* Given problem
Lines holding the string "page" are the ones to copy; find them all in the data.
============
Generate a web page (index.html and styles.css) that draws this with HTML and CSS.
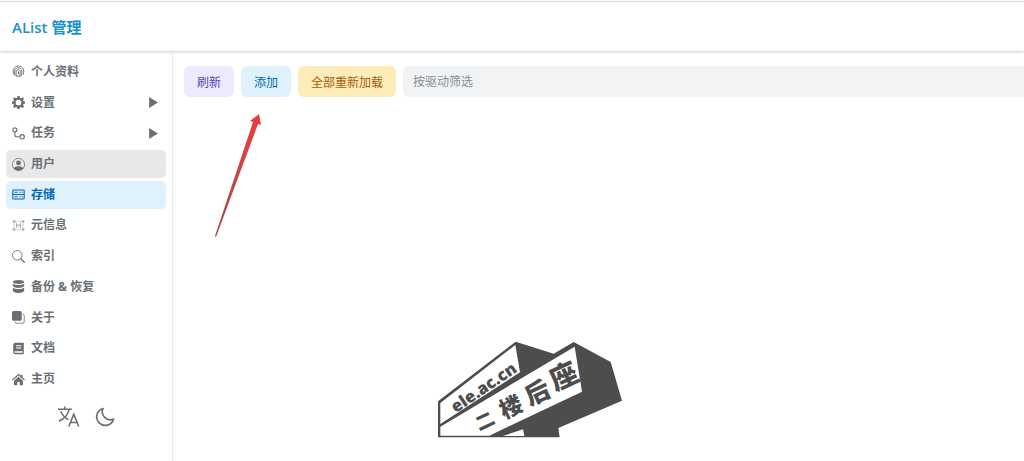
FILE: index.html
```html
<!DOCTYPE html>
<html lang="zh-CN">
<head>
  <meta charset="UTF-8">
  <meta name="viewport" content="width=device-width, initial-scale=1.0">
  <title>AList 管理</title>
  <link rel="stylesheet" href="styles.css">
</head>
<body>
  <header class="header">
    <a class="brand" href="#">AList 管理</a>
  </header>

  <div class="layout">
    <aside class="sidebar">
      <nav class="menu">
        <a class="menu-item" href="#">
          <svg class="icon" viewBox="0 0 16 16" fill="none" stroke="currentColor" stroke-width="1.200">
            <path d="M2.500 12C1 9 1.200 5.500 3 3.500 5.500.500 10.500.500 13 3.500c1.800 2 2 5.500.500 8.500M4 13.500C2.500 9 3 5.500 5.500 4 8 2.500 11.500 4 12 7c.300 2.500 0 5-1.500 7.500M6 14.500C4.500 10.500 4.700 7.500 6.200 6.300 8 5 10.200 6.200 10.200 8.500c0 2.500-.700 4.800-1.700 6.500M8 8v3.500M7.300 15v-2"/>
          </svg>
          <span>个人资料</span>
        </a>
        <a class="menu-item" href="#">
          <svg class="icon" viewBox="0 0 16 16" fill="currentColor" fill-rule="evenodd">
            <path d="M6.700 0h2.600l.500 2.200 1.200.500 2-1.200 1.800 1.800-1.200 2 .500 1.200 1.900.300v2.500l-1.900.500-.500 1.200 1.200 2-1.800 1.800-2-1.200-1.200.500-.500 1.900H6.700l-.500-1.900-1.200-.500-2 1.200L1.200 13l1.200-2-.500-1.200L0 9.300V6.800l1.900-.300.500-1.200-1.200-2L3 1.500l2 1.200 1.200-.500zM8 4.500a3.500 3.500 0 1 0 0 7 3.500 3.500 0 0 0 0-7z"/>
          </svg>
          <span>设置</span>
          <svg class="caret" viewBox="0 0 8 10" fill="currentColor"><path d="M0 0l8 5-8 5z"/></svg>
        </a>
        <a class="menu-item" href="#">
          <svg class="icon" viewBox="0 0 16 16" fill="none" stroke="currentColor" stroke-width="1.400">
            <circle cx="3.500" cy="3.500" r="2.500"/>
            <circle cx="12.500" cy="12" r="2.700"/>
            <path d="M3.500 6v3.500A2.500 2.500 0 0 0 6 12h3.800"/>
          </svg>
          <span>任务</span>
          <svg class="caret" viewBox="0 0 8 10" fill="currentColor"><path d="M0 0l8 5-8 5z"/></svg>
        </a>
        <a class="menu-item hovered" href="#">
          <svg class="icon" viewBox="0 0 16 16" fill="currentColor" fill-rule="evenodd">
            <path d="M11 6a3 3 0 1 1-6 0 3 3 0 0 1 6 0z"/>
            <path d="M0 8a8 8 0 1 1 16 0A8 8 0 0 1 0 8zm8-7a7 7 0 0 0-5.468 11.370C3.242 11.226 4.805 10 8 10s4.757 1.225 5.468 2.370A7 7 0 0 0 8 1z"/>
          </svg>
          <span>用户</span>
        </a>
        <a class="menu-item active" href="#" aria-current="page">
          <svg class="icon" viewBox="0 0 16 16" fill="none" stroke="currentColor" stroke-width="1.300">
            <rect x="1" y="2.500" width="14" height="11" rx="1"/>
            <path d="M1 8h14M3 5.300h4M3 10.700h4M9 5.300h1.500M12 5.300h1.500M9 10.700h1.500M12 10.700h1.500"/>
          </svg>
          <span>存储</span>
        </a>
        <a class="menu-item" href="#">
          <svg class="icon icon-light" viewBox="0 0 16 16" fill="none" stroke="currentColor" stroke-width="1">
            <path d="M2.500 4v8M13.500 4v8M4 3h8M4 13h8" stroke-dasharray="1 1"/>
            <path d="M1.500 2h2v2h-2zM12.500 2h2v2h-2zM1.500 12h2v2h-2zM12.500 12h2v2h-2zM5.500 11V5.500L8 9l2.500-3.500V11"/>
          </svg>
          <span>元信息</span>
        </a>
        <a class="menu-item" href="#">
          <svg class="icon" viewBox="0 0 16 16" fill="none" stroke="currentColor" stroke-width="1.100">
            <circle cx="6.500" cy="6.500" r="5.900"/>
            <path d="M10.800 10.800l4.500 4.500" stroke-width="1.600" stroke-linecap="round"/>
          </svg>
          <span>索引</span>
        </a>
        <a class="menu-item" href="#">
          <svg class="icon" viewBox="0 0 16 16" fill="currentColor">
            <path d="M8 0c4 0 7 1.100 7 2.500S12 5 8 5 1 3.900 1 2.500 4 0 8 0z"/>
            <path d="M1 4.600C2.500 5.700 5 6.200 8 6.200s5.500-.500 7-1.600v2.600C15 8.700 12 9.800 8 9.800S1 8.700 1 7.200z"/>
            <path d="M1 9.500C2.500 10.600 5 11.100 8 11.100s5.500-.500 7-1.600v3.800c0 1.500-3 2.700-7 2.700s-7-1.200-7-2.700z"/>
          </svg>
          <span>备份 &amp; 恢复</span>
        </a>
        <a class="menu-item" href="#">
          <svg class="icon" viewBox="0 0 16 16" fill="currentColor">
            <rect x="0" y="0" width="12" height="12" rx="2"/>
            <path d="M13 4h.500A1.500 1.500 0 0 1 15 5.500v8a1.500 1.500 0 0 1-1.500 1.500h-8A1.500 1.500 0 0 1 4 13.500V13" fill="none" stroke="currentColor"/>
          </svg>
          <span>关于</span>
        </a>
        <a class="menu-item" href="#">
          <svg class="icon" viewBox="0 0 16 16" fill="currentColor" fill-rule="evenodd">
            <path d="M4 1h10.500v14H4a2.500 2.500 0 0 1-2.500-2.500v-9A2.500 2.500 0 0 1 4 1zm1 3v1.300h6.500V4zm0 2.700V8h6.500V6.700zM4 11.300a1 1 0 0 0 0 2h9v-2z"/>
          </svg>
          <span>文档</span>
        </a>
        <a class="menu-item" href="#">
          <svg class="icon" viewBox="0 0 16 16" fill="currentColor">
            <path d="M8 1l2.700 2.400V2H13v3.500l3 2.700-1 1.100L8 3.100 1 9.300 0 8.200z"/>
            <path d="M8 4.600l5.500 4.900V15h-4v-4h-3v4h-4V9.500z"/>
          </svg>
          <span>主页</span>
        </a>
      </nav>

      <div class="tools">
        <button class="tool" type="button" aria-label="语言">
          <svg viewBox="0 0 24 24" fill="none" stroke="currentColor" stroke-width="1.600">
            <path d="M1 4.500h14.500M8.200 1.500v3M12.800 4.500C11.500 10 7 14.500 2 17M4 6.500C5.500 10.500 8.500 13.500 12 15.200M12.300 22.500l5.200-13 5.200 13M14 18.200h7"/>
          </svg>
        </button>
        <button class="tool" type="button" aria-label="深色模式">
          <svg class="moon" viewBox="0 0 20 20" fill="none" stroke="currentColor" stroke-width="1.700" stroke-linejoin="round">
            <path d="M8 1.500A8.600 8.600 0 1 0 18.600 12 8 8 0 0 1 8 1.500z"/>
          </svg>
        </button>
      </div>
    </aside>

    <main class="content">
      <div class="toolbar">
        <button class="btn btn-accent" type="button">刷新</button>
        <button class="btn btn-info" type="button">添加</button>
        <button class="btn btn-warning" type="button">全部重新加载</button>
        <input class="filter" type="text" placeholder="按驱动筛选" aria-label="按驱动筛选">
      </div>
    </main>
  </div>

  <!-- pointer to the add button -->
  <svg class="arrow" viewBox="0 0 50 127" aria-hidden="true">
    <defs>
      <linearGradient id="arrow-fill" x1="0" y1="1" x2="0" y2="0">
        <stop offset="0" stop-color="#a04848"/>
        <stop offset="0.600" stop-color="#d24444"/>
        <stop offset="1" stop-color="#e83c3c"/>
      </linearGradient>
    </defs>
    <path fill="url(#arrow-fill)" d="M47 2l2 11-3-1L4 125 3 124 41 10l-3-1z"/>
  </svg>

  <!-- site watermark -->
  <svg class="watermark" viewBox="0 0 630 360">
    <path fill="#4d4d4d" d="M39 214L272 35l114 36 60-35 111 60 34 116-191 82 4 28H39z"/>
    <path fill="#fff" d="M46 219L271 45l14 82L46 282z"/>
    <path fill="#fff" d="M46 290L449 50l22 135-278 132H46zM234 318l60-20 4 20z"/>
    <g fill="#4d4d4d">
      <text class="mark-latin" transform="translate(92 250) rotate(-34)">ele.ac.cn</text>
      <text class="mark-cjk mark-s" transform="translate(163 303) rotate(-25)">二</text>
      <text class="mark-cjk mark-m" transform="translate(237 268) rotate(-25)">楼</text>
      <text class="mark-cjk mark-l" transform="translate(314 228) rotate(-25)">后</text>
      <text class="mark-cjk mark-xl" transform="translate(391 184) rotate(-25)">座</text>
    </g>
  </svg>
</body>
</html>
```

FILE: styles.css
```css
* {
  box-sizing: border-box;
}

body {
  margin: 0;
  min-height: 100vh;
  display: flex;
  flex-direction: column;
  position: relative;
  overflow-x: hidden;
  background: #fff;
  color: #687076;
  font-family: "Open Sans", "Noto Sans CJK SC", sans-serif;
  font-size: 12px;
}

a {
  color: inherit;
  text-decoration: none;
}

button,
input {
  font-family: inherit;
  font-size: 12px;
}

/* Header */
.header {
  display: flex;
  align-items: center;
  height: 50px;
  margin-top: 1px;
  padding: 0 12px;
  border-top: 1px solid #dcdcdc;
  box-shadow: 0 1px 3px rgba(0, 0, 0, 0.2);
}

.brand {
  color: #1890d0;
  font-size: 15px;
  font-weight: 600;
}

.layout {
  flex: 1;
  display: flex;
}

/* Sidebar */
.sidebar {
  width: 173px;
  flex-shrink: 0;
  padding: 7px 6px;
  border-right: 1px solid #ebebeb;
}

.menu {
  display: grid;
  grid-auto-rows: 1fr;
  gap: 3px;
  min-height: 335px;
}

.menu-item {
  display: flex;
  align-items: center;
  gap: 6px;
  padding: 0 8px 0 6px;
  border-radius: 5px;
  font-weight: 700;
  line-height: 20px;
}

.menu-item.hovered {
  background: #e8e8e8;
}

.menu-item.active {
  background: #e0f1fe;
  color: #0068b8;
}

.icon {
  width: 13px;
  height: 13px;
}

.icon-light {
  opacity: 0.7;
}

.caret {
  width: 9px;
  height: 11px;
  margin-left: auto;
}

.tools {
  display: flex;
  justify-content: center;
  gap: 15px;
  margin-top: 12px;
}

.tool {
  display: flex;
  align-items: center;
  padding: 0;
  border: none;
  background: none;
  color: #687076;
  cursor: pointer;
}

.tool svg {
  width: 23px;
  height: 23px;
}

.tool .moon {
  width: 20px;
  height: 20px;
}

/* Content */
.content {
  flex: 1;
  padding: 15px 0 15px 11px;
}

.toolbar {
  display: flex;
  gap: 7px;
}

.btn {
  height: 31px;
  padding: 0 13px;
  border: none;
  border-radius: 6px;
  cursor: pointer;
}

.btn-accent {
  background: #ede9fe;
  color: #5746af;
}

.btn-info {
  background: #e0f1fe;
  color: #0069a8;
}

.btn-warning {
  background: #fdebb8;
  color: #a35c10;
}

.filter {
  flex: 1;
  min-width: 0;
  height: 31px;
  padding: 0 10px;
  border: none;
  border-radius: 6px 0 0 6px;
  outline: none;
  background: #f1f3f5;
}

.filter::placeholder {
  color: #889096;
}

/* Overlays */
.arrow {
  position: absolute;
  left: 212px;
  top: 112px;
  width: 50px;
  height: 127px;
  pointer-events: none;
}

.watermark {
  position: absolute;
  left: 425px;
  top: 330px;
  width: 210px;
  height: 120px;
  pointer-events: none;
}

.mark-latin {
  font-size: 50px;
  font-weight: 800;
}

.mark-cjk {
  font-family: "Noto Sans CJK SC", sans-serif;
  font-weight: 900;
}

.mark-s {
  font-size: 56px;
}

.mark-m {
  font-size: 68px;
}

.mark-l {
  font-size: 74px;
}

.mark-xl {
  font-size: 84px;
}
```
============
* Answer for this exercise
Generate a web page (index.html and styles.css) that draws this with HTML and CSS.
        <a class="menu-item active" href="#" aria-current="page">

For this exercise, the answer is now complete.